15. In chapter 28, “Faruk Watches a Belly Dancer,” Faruk states: “I wanted to escape from my own awareness, to wander freely in a world outside my own mind, but understanding now that I would always be two people, I realized that I’d never be able to let go” (p. 292). Why do you think Faruk has this reaction to the dancer’s interaction with the Western tourists? What does the belly dancer signify to him? How might Faruk’s “double-consciousness” reflect Turkey’s cultural and political identity? Could such a dual identity apply to those from other cultures?

16. Earlier in the novel, Faruk converses with a Turkish man who resembles the American actor Edward G. Robinson and who is berated by his own family for not looking more like the actor; “can’t a person just be himself,” the man complains.

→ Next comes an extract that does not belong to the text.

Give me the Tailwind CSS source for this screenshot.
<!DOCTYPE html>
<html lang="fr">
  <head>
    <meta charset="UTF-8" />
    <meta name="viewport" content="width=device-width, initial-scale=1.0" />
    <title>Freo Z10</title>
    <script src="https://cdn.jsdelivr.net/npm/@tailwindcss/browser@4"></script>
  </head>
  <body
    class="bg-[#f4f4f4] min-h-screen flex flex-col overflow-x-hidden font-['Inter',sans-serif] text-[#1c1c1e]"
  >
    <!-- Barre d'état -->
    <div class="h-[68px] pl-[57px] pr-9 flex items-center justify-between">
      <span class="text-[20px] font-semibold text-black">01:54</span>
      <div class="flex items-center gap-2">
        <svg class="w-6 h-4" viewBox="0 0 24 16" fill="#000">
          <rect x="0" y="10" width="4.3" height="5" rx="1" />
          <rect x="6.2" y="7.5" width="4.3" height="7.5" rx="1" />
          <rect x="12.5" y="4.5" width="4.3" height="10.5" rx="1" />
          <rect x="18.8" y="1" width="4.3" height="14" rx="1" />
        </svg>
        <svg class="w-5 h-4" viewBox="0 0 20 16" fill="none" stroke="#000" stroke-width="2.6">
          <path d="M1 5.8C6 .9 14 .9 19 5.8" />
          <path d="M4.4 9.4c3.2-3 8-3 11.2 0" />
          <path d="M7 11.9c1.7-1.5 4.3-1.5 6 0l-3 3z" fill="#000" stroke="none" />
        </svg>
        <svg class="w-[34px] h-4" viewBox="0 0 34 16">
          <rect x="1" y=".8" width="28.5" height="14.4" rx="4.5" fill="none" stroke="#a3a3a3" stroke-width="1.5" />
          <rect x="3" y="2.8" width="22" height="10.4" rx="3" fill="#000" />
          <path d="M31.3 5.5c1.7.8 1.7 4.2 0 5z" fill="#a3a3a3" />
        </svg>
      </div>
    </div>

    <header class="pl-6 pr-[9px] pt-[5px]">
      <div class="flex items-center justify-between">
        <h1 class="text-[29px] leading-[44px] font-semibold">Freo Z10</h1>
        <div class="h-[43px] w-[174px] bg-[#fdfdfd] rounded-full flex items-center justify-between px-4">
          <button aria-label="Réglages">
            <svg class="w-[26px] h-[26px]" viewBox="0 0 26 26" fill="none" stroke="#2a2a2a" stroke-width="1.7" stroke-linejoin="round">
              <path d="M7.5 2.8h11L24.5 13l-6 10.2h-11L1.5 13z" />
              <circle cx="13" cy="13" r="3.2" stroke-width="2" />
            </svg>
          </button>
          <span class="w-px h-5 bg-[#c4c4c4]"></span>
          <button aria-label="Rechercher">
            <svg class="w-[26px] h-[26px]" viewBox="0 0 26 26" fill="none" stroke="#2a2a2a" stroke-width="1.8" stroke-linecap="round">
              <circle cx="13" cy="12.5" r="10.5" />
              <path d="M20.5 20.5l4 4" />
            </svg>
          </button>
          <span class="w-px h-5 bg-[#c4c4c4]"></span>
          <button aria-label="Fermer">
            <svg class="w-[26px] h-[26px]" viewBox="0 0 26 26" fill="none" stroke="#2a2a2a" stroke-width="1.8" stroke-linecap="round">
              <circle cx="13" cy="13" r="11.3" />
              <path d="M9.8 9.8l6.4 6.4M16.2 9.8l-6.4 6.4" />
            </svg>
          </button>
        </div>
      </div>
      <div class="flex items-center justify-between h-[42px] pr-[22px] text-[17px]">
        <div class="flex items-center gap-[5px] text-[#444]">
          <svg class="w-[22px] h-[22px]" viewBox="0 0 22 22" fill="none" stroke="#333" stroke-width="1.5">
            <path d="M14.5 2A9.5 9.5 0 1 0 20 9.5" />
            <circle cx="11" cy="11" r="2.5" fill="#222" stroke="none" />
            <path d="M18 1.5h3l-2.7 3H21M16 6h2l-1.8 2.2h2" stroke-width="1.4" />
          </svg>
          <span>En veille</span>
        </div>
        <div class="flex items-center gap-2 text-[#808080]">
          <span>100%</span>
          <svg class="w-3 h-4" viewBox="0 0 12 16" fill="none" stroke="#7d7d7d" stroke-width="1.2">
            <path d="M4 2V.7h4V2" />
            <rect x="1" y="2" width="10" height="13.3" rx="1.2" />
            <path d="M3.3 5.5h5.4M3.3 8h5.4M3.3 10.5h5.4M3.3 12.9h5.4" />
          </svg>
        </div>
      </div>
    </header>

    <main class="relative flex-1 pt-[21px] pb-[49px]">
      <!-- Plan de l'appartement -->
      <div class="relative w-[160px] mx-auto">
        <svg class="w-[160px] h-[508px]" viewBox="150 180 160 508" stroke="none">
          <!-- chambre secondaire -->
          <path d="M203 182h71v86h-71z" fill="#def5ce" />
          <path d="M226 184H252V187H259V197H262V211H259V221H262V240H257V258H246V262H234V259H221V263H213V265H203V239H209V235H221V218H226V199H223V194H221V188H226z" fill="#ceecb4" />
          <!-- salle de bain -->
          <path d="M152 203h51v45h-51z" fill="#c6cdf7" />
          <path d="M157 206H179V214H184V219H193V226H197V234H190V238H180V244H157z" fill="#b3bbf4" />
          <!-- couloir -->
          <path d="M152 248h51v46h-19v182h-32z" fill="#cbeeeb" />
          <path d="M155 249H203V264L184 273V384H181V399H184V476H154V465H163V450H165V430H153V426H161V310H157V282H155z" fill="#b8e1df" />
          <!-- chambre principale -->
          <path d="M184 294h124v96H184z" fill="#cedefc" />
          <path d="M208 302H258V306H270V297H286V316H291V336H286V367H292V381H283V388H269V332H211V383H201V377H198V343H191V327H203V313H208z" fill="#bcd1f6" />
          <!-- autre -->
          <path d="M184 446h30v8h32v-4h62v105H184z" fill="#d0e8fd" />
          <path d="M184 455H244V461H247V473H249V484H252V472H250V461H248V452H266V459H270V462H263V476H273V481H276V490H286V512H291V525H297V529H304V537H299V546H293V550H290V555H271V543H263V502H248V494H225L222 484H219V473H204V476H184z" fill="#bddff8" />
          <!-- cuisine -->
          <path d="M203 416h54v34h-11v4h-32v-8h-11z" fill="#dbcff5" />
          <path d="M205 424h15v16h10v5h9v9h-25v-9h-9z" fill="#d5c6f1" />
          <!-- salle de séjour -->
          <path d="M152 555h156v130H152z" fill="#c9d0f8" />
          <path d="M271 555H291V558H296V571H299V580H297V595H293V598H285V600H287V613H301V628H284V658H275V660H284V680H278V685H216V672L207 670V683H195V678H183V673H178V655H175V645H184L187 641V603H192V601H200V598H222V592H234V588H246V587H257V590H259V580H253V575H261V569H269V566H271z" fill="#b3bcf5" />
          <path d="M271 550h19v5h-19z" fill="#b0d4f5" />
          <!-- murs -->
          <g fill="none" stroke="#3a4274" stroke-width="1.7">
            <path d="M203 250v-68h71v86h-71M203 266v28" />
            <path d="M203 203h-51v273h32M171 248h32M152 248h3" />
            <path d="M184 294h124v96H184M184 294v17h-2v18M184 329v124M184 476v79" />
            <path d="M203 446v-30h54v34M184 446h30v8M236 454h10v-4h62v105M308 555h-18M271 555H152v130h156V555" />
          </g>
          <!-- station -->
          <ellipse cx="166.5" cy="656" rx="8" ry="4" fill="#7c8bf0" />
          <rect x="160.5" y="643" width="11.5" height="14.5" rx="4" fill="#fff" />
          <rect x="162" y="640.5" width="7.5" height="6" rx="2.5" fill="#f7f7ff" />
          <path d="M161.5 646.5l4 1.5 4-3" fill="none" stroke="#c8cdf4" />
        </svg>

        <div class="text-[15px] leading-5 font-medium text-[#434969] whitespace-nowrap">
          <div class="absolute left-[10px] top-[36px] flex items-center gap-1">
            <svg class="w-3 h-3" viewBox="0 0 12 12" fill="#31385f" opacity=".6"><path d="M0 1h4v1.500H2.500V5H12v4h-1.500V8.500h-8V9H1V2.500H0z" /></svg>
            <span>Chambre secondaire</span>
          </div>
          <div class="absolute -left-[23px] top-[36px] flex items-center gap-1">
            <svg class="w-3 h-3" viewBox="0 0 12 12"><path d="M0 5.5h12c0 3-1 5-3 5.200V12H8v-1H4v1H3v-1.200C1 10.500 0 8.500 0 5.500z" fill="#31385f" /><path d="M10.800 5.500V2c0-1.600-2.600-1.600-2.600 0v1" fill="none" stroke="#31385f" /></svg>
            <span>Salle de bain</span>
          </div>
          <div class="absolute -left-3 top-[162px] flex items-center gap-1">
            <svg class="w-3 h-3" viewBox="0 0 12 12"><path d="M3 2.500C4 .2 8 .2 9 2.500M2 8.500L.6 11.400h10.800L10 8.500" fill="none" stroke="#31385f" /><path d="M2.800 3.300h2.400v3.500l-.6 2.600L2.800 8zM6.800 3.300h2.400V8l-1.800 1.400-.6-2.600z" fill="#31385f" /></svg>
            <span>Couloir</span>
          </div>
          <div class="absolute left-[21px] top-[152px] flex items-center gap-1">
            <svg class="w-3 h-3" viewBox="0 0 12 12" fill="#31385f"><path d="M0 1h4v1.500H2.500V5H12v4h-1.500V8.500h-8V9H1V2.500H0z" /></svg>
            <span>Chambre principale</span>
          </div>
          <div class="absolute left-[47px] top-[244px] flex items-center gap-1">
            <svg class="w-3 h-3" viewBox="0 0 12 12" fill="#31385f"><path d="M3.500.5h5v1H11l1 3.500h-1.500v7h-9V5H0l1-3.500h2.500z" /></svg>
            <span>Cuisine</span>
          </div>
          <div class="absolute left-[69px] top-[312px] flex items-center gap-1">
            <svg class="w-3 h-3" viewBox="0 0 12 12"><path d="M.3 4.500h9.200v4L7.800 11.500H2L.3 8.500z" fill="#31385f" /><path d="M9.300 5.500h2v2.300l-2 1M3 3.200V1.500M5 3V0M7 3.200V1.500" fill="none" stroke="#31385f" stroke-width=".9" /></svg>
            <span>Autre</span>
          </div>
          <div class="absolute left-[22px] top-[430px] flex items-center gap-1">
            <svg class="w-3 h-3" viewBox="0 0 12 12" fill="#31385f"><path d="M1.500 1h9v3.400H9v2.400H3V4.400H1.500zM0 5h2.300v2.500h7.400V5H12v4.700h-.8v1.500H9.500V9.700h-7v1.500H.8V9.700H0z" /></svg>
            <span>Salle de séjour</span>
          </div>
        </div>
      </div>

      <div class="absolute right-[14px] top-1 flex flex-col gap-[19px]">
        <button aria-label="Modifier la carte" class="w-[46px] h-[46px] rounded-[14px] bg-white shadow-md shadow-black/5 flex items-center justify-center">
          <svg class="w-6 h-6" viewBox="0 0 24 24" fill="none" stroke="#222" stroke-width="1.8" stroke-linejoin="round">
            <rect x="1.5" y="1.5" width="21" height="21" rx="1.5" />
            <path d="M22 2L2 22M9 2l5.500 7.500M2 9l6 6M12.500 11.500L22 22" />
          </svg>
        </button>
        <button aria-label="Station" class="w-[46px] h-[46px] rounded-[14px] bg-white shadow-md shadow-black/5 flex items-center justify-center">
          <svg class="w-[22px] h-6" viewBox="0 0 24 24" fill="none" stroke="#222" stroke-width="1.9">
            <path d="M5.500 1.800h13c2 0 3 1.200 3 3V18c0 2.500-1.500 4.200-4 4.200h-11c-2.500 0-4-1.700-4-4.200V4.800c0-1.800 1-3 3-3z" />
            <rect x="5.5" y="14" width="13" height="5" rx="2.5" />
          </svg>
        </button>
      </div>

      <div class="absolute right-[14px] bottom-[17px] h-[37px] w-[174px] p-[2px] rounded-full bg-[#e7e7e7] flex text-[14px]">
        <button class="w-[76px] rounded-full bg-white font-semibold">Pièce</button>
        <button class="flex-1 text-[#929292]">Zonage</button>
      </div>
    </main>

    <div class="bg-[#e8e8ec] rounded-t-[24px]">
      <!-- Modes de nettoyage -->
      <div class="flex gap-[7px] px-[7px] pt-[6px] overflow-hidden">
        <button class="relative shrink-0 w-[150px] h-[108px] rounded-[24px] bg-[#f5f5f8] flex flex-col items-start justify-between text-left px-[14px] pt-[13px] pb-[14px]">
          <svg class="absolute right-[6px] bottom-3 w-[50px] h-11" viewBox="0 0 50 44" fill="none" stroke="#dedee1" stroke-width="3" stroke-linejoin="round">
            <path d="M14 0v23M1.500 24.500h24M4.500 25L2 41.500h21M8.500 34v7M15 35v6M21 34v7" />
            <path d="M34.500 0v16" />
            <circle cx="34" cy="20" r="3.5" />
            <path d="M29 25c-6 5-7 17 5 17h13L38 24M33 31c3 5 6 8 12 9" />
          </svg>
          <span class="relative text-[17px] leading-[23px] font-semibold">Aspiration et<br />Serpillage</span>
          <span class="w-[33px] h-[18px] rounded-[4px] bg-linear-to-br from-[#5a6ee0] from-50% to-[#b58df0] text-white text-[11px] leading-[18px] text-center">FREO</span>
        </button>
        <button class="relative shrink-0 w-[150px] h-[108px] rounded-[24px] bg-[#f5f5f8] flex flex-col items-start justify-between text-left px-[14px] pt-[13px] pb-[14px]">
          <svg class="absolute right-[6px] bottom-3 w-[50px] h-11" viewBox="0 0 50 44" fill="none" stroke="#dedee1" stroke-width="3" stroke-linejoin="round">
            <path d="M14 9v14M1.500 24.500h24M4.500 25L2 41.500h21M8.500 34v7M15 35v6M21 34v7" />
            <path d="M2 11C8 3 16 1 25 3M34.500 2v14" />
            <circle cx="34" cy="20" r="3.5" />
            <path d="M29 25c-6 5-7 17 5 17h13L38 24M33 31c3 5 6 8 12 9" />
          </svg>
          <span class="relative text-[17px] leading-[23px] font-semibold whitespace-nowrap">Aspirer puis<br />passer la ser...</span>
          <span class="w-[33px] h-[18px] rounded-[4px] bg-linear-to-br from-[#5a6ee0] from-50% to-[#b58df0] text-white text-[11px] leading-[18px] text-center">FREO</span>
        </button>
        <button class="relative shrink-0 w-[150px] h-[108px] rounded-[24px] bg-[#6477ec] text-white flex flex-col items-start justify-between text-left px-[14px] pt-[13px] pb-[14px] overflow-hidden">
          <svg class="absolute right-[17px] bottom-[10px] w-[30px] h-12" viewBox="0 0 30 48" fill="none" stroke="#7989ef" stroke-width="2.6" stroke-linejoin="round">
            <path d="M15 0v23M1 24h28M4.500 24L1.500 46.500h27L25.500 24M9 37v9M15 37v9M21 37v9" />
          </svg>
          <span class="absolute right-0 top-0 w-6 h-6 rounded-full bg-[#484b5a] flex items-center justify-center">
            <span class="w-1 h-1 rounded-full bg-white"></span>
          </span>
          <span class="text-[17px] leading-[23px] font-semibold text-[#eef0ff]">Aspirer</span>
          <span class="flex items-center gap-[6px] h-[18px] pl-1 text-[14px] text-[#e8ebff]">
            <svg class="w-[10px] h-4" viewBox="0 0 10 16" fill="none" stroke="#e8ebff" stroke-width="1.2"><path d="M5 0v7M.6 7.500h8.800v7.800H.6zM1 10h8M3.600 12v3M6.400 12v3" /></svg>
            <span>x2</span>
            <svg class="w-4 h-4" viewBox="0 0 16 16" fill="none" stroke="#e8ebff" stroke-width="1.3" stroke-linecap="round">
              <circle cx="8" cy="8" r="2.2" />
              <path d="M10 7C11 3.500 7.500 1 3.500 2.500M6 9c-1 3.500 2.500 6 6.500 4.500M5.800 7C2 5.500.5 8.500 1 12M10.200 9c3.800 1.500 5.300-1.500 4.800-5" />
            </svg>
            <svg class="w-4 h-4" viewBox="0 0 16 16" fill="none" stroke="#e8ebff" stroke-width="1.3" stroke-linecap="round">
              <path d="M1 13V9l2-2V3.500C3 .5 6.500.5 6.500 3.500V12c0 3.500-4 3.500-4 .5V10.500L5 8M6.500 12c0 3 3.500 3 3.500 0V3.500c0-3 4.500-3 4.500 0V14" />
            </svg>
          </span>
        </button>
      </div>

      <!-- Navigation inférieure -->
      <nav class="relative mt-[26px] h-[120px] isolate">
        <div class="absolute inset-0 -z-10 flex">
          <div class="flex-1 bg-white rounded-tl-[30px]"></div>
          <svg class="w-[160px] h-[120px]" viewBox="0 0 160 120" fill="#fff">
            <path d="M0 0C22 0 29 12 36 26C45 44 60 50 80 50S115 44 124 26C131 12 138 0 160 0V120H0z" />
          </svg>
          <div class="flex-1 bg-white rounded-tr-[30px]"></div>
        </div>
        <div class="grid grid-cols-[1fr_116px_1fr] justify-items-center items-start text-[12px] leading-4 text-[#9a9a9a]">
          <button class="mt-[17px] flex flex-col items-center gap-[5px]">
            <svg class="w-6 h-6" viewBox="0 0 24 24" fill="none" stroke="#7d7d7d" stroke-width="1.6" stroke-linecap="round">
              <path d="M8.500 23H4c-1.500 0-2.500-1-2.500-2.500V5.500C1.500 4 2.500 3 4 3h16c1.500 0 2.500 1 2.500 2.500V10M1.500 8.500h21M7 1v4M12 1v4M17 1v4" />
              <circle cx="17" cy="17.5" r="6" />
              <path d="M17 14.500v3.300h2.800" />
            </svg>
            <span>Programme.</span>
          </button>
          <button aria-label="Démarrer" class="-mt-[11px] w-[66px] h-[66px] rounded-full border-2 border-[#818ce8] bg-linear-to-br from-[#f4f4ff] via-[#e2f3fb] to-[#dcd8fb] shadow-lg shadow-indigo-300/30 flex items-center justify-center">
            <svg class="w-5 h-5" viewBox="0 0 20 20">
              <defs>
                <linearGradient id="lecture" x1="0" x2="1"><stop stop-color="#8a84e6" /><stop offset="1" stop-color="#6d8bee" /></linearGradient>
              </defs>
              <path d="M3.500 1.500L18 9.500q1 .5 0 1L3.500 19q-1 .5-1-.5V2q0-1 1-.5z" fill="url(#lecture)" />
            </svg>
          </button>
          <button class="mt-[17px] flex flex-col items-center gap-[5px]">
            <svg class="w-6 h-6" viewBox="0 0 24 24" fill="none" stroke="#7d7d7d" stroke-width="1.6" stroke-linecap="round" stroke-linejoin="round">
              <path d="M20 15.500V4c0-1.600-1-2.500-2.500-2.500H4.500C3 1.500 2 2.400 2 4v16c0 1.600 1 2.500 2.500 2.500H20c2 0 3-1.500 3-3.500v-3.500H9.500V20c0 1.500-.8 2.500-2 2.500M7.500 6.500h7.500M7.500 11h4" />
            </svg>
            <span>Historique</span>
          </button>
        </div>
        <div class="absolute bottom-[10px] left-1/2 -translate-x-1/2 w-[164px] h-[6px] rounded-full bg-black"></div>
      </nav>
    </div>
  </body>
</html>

Faruk replies that “they’d have just found some other famous original and criticized your inadequate resemblance to him” (p.235). Do you see any connections between Faruk’s reaction to the belly dancer and his conversation with this man?

17. The last sentence of the novel states: “You can’t start out again in life, that’s a carriage ride you only take once, but with a book in your hand, no matter how confusing and perplexing it might be, once you’ve finished it, you can always go back to the beginning; if you like, you can read it through again, in order to figure out what you couldn’t understand before, in order to understand life” (p. 334). How do you interpret these last lines? What does Fatma seem to understand about her life?

18. Consider Fatma’s recollection of what Selâhattin tells her is “the most important article” in his encyclopedia: “The source of all knowledge is experimentation” (p. 217). How might a work of fiction like Silent House be an example such experimentation? Can a novelist “trick you with his literary skill” (p. 231) and still produce a work of historical truth?